(Collection entries)
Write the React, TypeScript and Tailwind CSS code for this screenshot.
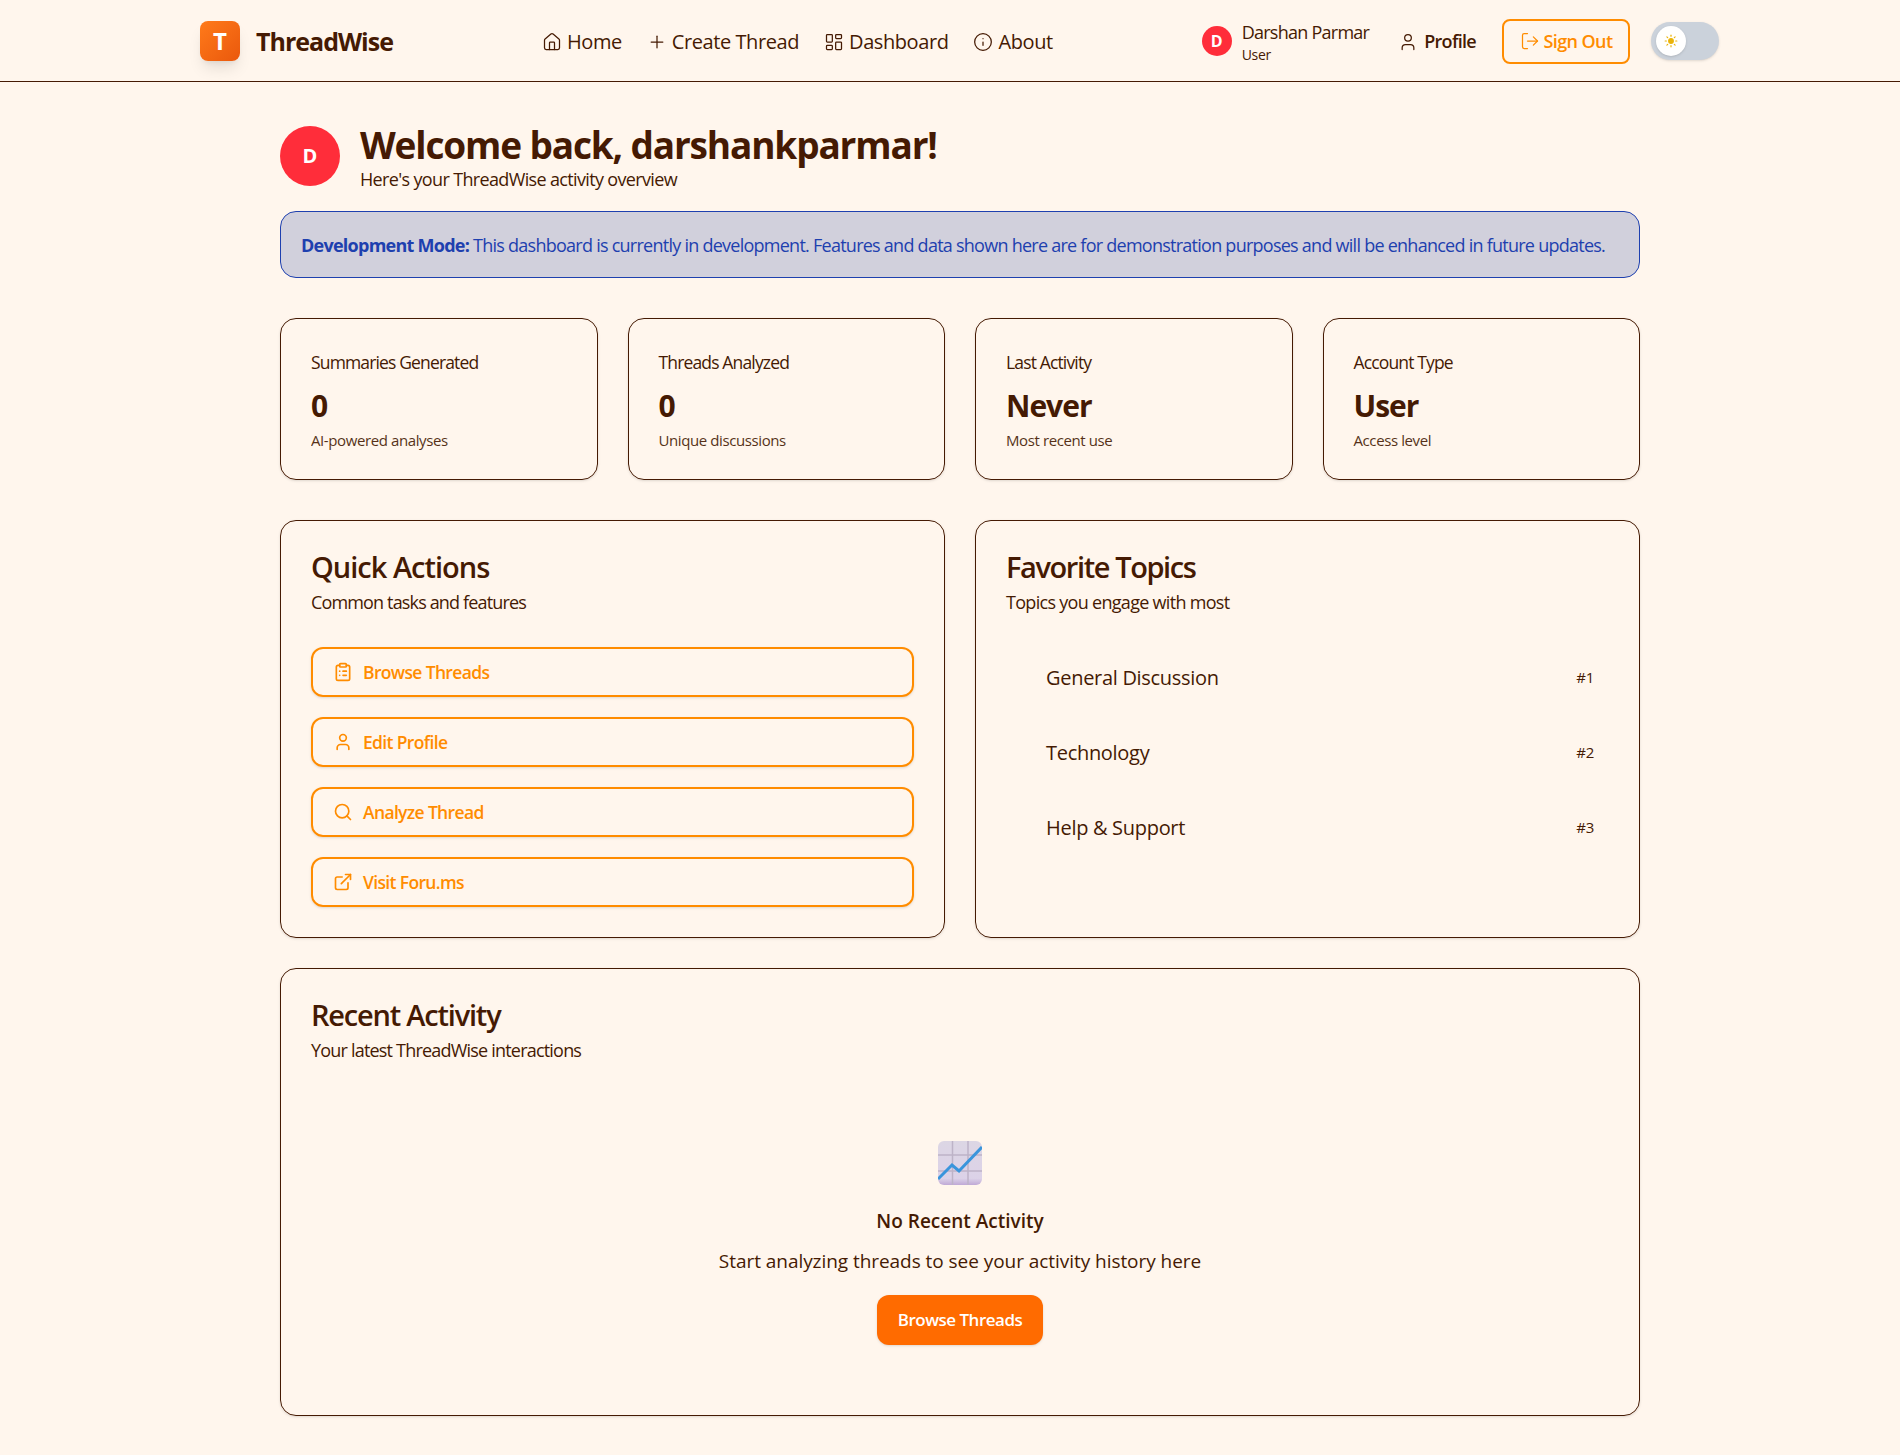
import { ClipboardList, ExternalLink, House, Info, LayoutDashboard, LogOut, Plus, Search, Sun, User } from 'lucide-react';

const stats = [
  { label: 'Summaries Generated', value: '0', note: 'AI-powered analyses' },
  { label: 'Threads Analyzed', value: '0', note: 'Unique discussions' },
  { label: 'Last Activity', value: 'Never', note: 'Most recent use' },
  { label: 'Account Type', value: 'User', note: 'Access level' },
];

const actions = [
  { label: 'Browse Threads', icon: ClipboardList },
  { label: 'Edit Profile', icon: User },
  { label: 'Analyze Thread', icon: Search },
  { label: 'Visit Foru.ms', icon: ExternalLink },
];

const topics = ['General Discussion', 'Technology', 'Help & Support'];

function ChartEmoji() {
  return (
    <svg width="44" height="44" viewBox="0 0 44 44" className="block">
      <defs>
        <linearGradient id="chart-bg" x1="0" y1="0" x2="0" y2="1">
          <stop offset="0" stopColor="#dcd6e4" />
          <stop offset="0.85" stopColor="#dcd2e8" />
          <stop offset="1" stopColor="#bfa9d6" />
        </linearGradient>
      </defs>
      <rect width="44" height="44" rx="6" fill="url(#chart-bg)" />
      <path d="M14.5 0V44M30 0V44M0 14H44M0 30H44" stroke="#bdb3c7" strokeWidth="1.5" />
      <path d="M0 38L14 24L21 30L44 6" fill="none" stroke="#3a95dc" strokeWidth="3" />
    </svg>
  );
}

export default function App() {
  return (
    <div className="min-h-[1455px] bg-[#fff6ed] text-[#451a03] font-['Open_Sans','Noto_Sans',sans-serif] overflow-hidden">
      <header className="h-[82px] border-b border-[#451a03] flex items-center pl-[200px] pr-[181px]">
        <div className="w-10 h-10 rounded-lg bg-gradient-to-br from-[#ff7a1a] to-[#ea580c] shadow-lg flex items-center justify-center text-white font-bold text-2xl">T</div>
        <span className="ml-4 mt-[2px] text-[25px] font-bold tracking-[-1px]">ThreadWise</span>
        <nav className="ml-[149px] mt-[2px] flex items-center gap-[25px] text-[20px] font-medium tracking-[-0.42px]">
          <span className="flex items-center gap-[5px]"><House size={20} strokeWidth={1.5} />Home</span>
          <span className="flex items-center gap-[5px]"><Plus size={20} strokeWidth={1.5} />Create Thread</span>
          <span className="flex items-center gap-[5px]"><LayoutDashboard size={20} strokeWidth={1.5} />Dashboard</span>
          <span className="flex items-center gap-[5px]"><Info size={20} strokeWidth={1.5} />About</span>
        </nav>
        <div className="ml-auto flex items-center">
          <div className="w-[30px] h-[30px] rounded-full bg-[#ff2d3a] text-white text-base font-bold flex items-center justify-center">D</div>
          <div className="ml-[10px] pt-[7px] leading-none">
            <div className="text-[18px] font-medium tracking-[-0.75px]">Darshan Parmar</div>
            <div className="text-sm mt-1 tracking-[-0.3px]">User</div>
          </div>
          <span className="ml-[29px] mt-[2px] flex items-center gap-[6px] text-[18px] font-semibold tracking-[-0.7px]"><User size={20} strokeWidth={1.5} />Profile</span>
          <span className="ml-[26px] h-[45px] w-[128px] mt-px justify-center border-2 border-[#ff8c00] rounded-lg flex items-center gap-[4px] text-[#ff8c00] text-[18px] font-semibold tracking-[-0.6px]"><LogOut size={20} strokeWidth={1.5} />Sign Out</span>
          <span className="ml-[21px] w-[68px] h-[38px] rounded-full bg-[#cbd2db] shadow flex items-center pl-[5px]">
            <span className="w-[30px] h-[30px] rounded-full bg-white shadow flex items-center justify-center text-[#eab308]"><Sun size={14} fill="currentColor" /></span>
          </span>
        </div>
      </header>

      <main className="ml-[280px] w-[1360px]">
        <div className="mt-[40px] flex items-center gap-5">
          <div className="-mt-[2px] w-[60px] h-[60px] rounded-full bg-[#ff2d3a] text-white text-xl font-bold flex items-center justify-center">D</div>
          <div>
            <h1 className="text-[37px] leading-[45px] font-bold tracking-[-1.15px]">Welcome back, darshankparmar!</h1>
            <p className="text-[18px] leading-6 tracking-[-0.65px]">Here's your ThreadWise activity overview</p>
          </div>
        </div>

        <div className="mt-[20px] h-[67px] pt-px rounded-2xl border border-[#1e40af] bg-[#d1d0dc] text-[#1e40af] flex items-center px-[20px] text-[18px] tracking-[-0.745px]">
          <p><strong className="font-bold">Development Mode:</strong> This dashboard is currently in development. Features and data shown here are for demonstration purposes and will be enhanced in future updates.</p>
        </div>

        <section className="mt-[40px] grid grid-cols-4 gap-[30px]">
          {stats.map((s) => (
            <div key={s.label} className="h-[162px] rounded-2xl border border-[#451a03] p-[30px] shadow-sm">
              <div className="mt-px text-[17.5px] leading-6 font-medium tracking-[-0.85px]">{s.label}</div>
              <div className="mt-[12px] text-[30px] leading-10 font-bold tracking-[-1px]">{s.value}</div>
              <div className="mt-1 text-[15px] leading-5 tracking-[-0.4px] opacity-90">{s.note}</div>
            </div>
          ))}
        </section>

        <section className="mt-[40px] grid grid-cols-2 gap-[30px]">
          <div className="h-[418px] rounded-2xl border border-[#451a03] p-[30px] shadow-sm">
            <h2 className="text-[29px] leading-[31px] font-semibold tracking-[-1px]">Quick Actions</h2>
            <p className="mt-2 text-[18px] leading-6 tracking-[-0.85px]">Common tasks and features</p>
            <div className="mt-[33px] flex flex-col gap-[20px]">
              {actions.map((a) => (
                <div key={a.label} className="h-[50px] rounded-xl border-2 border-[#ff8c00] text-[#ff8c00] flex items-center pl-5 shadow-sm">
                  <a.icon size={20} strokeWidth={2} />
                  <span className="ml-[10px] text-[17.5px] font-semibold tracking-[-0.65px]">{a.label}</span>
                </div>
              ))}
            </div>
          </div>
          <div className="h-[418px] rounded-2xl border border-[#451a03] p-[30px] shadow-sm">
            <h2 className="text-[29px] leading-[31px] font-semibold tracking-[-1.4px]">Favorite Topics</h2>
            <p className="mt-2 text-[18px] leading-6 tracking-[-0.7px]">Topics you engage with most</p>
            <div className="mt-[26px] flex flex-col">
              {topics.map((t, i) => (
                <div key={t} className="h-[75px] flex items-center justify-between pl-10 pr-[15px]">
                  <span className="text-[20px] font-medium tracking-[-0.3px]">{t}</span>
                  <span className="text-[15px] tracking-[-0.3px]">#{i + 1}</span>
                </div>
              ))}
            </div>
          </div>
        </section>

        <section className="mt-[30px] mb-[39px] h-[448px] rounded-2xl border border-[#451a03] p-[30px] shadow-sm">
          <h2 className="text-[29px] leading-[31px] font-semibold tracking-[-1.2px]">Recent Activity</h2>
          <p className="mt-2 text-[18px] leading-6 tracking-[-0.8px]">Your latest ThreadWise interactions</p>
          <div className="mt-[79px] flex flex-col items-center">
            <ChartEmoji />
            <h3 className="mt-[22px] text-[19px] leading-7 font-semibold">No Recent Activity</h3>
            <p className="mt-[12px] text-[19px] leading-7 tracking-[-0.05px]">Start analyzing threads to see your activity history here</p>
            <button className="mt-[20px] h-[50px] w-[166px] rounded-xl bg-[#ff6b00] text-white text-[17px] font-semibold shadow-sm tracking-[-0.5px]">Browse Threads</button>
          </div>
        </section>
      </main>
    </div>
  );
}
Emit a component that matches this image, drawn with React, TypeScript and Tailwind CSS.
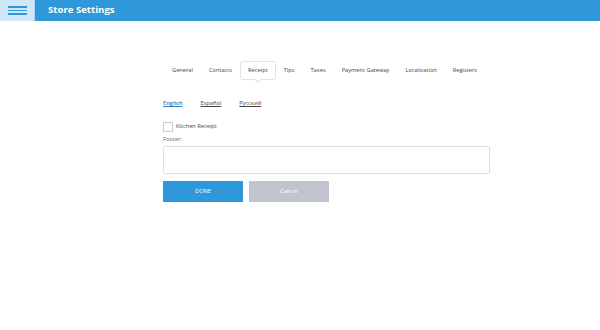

Task requirements:
Please write out all of the material above without changing a word, and omit any pictures.

Written response:
Write the React, TypeScript and Tailwind CSS code for this screenshot.
import { ClipboardList, ExternalLink, House, Info, LayoutDashboard, LogOut, Plus, Search, Sun, User } from 'lucide-react';

const stats = [
  { label: 'Summaries Generated', value: '0', note: 'AI-powered analyses' },
  { label: 'Threads Analyzed', value: '0', note: 'Unique discussions' },
  { label: 'Last Activity', value: 'Never', note: 'Most recent use' },
  { label: 'Account Type', value: 'User', note: 'Access level' },
];

const actions = [
  { label: 'Browse Threads', icon: ClipboardList },
  { label: 'Edit Profile', icon: User },
  { label: 'Analyze Thread', icon: Search },
  { label: 'Visit Foru.ms', icon: ExternalLink },
];

const topics = ['General Discussion', 'Technology', 'Help & Support'];

function ChartEmoji() {
  return (
    <svg width="44" height="44" viewBox="0 0 44 44" className="block">
      <defs>
        <linearGradient id="chart-bg" x1="0" y1="0" x2="0" y2="1">
          <stop offset="0" stopColor="#dcd6e4" />
          <stop offset="0.85" stopColor="#dcd2e8" />
          <stop offset="1" stopColor="#bfa9d6" />
        </linearGradient>
      </defs>
      <rect width="44" height="44" rx="6" fill="url(#chart-bg)" />
      <path d="M14.5 0V44M30 0V44M0 14H44M0 30H44" stroke="#bdb3c7" strokeWidth="1.5" />
      <path d="M0 38L14 24L21 30L44 6" fill="none" stroke="#3a95dc" strokeWidth="3" />
    </svg>
  );
}

export default function App() {
  return (
    <div className="min-h-[1455px] bg-[#fff6ed] text-[#451a03] font-['Open_Sans','Noto_Sans',sans-serif] overflow-hidden">
      <header className="h-[82px] border-b border-[#451a03] flex items-center pl-[200px] pr-[181px]">
        <div className="w-10 h-10 rounded-lg bg-gradient-to-br from-[#ff7a1a] to-[#ea580c] shadow-lg flex items-center justify-center text-white font-bold text-2xl">T</div>
        <span className="ml-4 mt-[2px] text-[25px] font-bold tracking-[-1px]">ThreadWise</span>
        <nav className="ml-[149px] mt-[2px] flex items-center gap-[25px] text-[20px] font-medium tracking-[-0.42px]">
          <span className="flex items-center gap-[5px]"><House size={20} strokeWidth={1.5} />Home</span>
          <span className="flex items-center gap-[5px]"><Plus size={20} strokeWidth={1.5} />Create Thread</span>
          <span className="flex items-center gap-[5px]"><LayoutDashboard size={20} strokeWidth={1.5} />Dashboard</span>
          <span className="flex items-center gap-[5px]"><Info size={20} strokeWidth={1.5} />About</span>
        </nav>
        <div className="ml-auto flex items-center">
          <div className="w-[30px] h-[30px] rounded-full bg-[#ff2d3a] text-white text-base font-bold flex items-center justify-center">D</div>
          <div className="ml-[10px] pt-[7px] leading-none">
            <div className="text-[18px] font-medium tracking-[-0.75px]">Darshan Parmar</div>
            <div className="text-sm mt-1 tracking-[-0.3px]">User</div>
          </div>
          <span className="ml-[29px] mt-[2px] flex items-center gap-[6px] text-[18px] font-semibold tracking-[-0.7px]"><User size={20} strokeWidth={1.5} />Profile</span>
          <span className="ml-[26px] h-[45px] w-[128px] mt-px justify-center border-2 border-[#ff8c00] rounded-lg flex items-center gap-[4px] text-[#ff8c00] text-[18px] font-semibold tracking-[-0.6px]"><LogOut size={20} strokeWidth={1.5} />Sign Out</span>
          <span className="ml-[21px] w-[68px] h-[38px] rounded-full bg-[#cbd2db] shadow flex items-center pl-[5px]">
            <span className="w-[30px] h-[30px] rounded-full bg-white shadow flex items-center justify-center text-[#eab308]"><Sun size={14} fill="currentColor" /></span>
          </span>
        </div>
      </header>

      <main className="ml-[280px] w-[1360px]">
        <div className="mt-[40px] flex items-center gap-5">
          <div className="-mt-[2px] w-[60px] h-[60px] rounded-full bg-[#ff2d3a] text-white text-xl font-bold flex items-center justify-center">D</div>
          <div>
            <h1 className="text-[37px] leading-[45px] font-bold tracking-[-1.15px]">Welcome back, darshankparmar!</h1>
            <p className="text-[18px] leading-6 tracking-[-0.65px]">Here's your ThreadWise activity overview</p>
          </div>
        </div>

        <div className="mt-[20px] h-[67px] pt-px rounded-2xl border border-[#1e40af] bg-[#d1d0dc] text-[#1e40af] flex items-center px-[20px] text-[18px] tracking-[-0.745px]">
          <p><strong className="font-bold">Development Mode:</strong> This dashboard is currently in development. Features and data shown here are for demonstration purposes and will be enhanced in future updates.</p>
        </div>

        <section className="mt-[40px] grid grid-cols-4 gap-[30px]">
          {stats.map((s) => (
            <div key={s.label} className="h-[162px] rounded-2xl border border-[#451a03] p-[30px] shadow-sm">
              <div className="mt-px text-[17.5px] leading-6 font-medium tracking-[-0.85px]">{s.label}</div>
              <div className="mt-[12px] text-[30px] leading-10 font-bold tracking-[-1px]">{s.value}</div>
              <div className="mt-1 text-[15px] leading-5 tracking-[-0.4px] opacity-90">{s.note}</div>
            </div>
          ))}
        </section>

        <section className="mt-[40px] grid grid-cols-2 gap-[30px]">
          <div className="h-[418px] rounded-2xl border border-[#451a03] p-[30px] shadow-sm">
            <h2 className="text-[29px] leading-[31px] font-semibold tracking-[-1px]">Quick Actions</h2>
            <p className="mt-2 text-[18px] leading-6 tracking-[-0.85px]">Common tasks and features</p>
            <div className="mt-[33px] flex flex-col gap-[20px]">
              {actions.map((a) => (
                <div key={a.label} className="h-[50px] rounded-xl border-2 border-[#ff8c00] text-[#ff8c00] flex items-center pl-5 shadow-sm">
                  <a.icon size={20} strokeWidth={2} />
                  <span className="ml-[10px] text-[17.5px] font-semibold tracking-[-0.65px]">{a.label}</span>
                </div>
              ))}
            </div>
          </div>
          <div className="h-[418px] rounded-2xl border border-[#451a03] p-[30px] shadow-sm">
            <h2 className="text-[29px] leading-[31px] font-semibold tracking-[-1.4px]">Favorite Topics</h2>
            <p className="mt-2 text-[18px] leading-6 tracking-[-0.7px]">Topics you engage with most</p>
            <div className="mt-[26px] flex flex-col">
              {topics.map((t, i) => (
                <div key={t} className="h-[75px] flex items-center justify-between pl-10 pr-[15px]">
                  <span className="text-[20px] font-medium tracking-[-0.3px]">{t}</span>
                  <span className="text-[15px] tracking-[-0.3px]">#{i + 1}</span>
                </div>
              ))}
            </div>
          </div>
        </section>

        <section className="mt-[30px] mb-[39px] h-[448px] rounded-2xl border border-[#451a03] p-[30px] shadow-sm">
          <h2 className="text-[29px] leading-[31px] font-semibold tracking-[-1.2px]">Recent Activity</h2>
          <p className="mt-2 text-[18px] leading-6 tracking-[-0.8px]">Your latest ThreadWise interactions</p>
          <div className="mt-[79px] flex flex-col items-center">
            <ChartEmoji />
            <h3 className="mt-[22px] text-[19px] leading-7 font-semibold">No Recent Activity</h3>
            <p className="mt-[12px] text-[19px] leading-7 tracking-[-0.05px]">Start analyzing threads to see your activity history here</p>
            <button className="mt-[20px] h-[50px] w-[166px] rounded-xl bg-[#ff6b00] text-white text-[17px] font-semibold shadow-sm tracking-[-0.5px]">Browse Threads</button>
          </div>
        </section>
      </main>
    </div>
  );
}
Emit a component that matches this image, drawn with React, TypeScript and Tailwind CSS.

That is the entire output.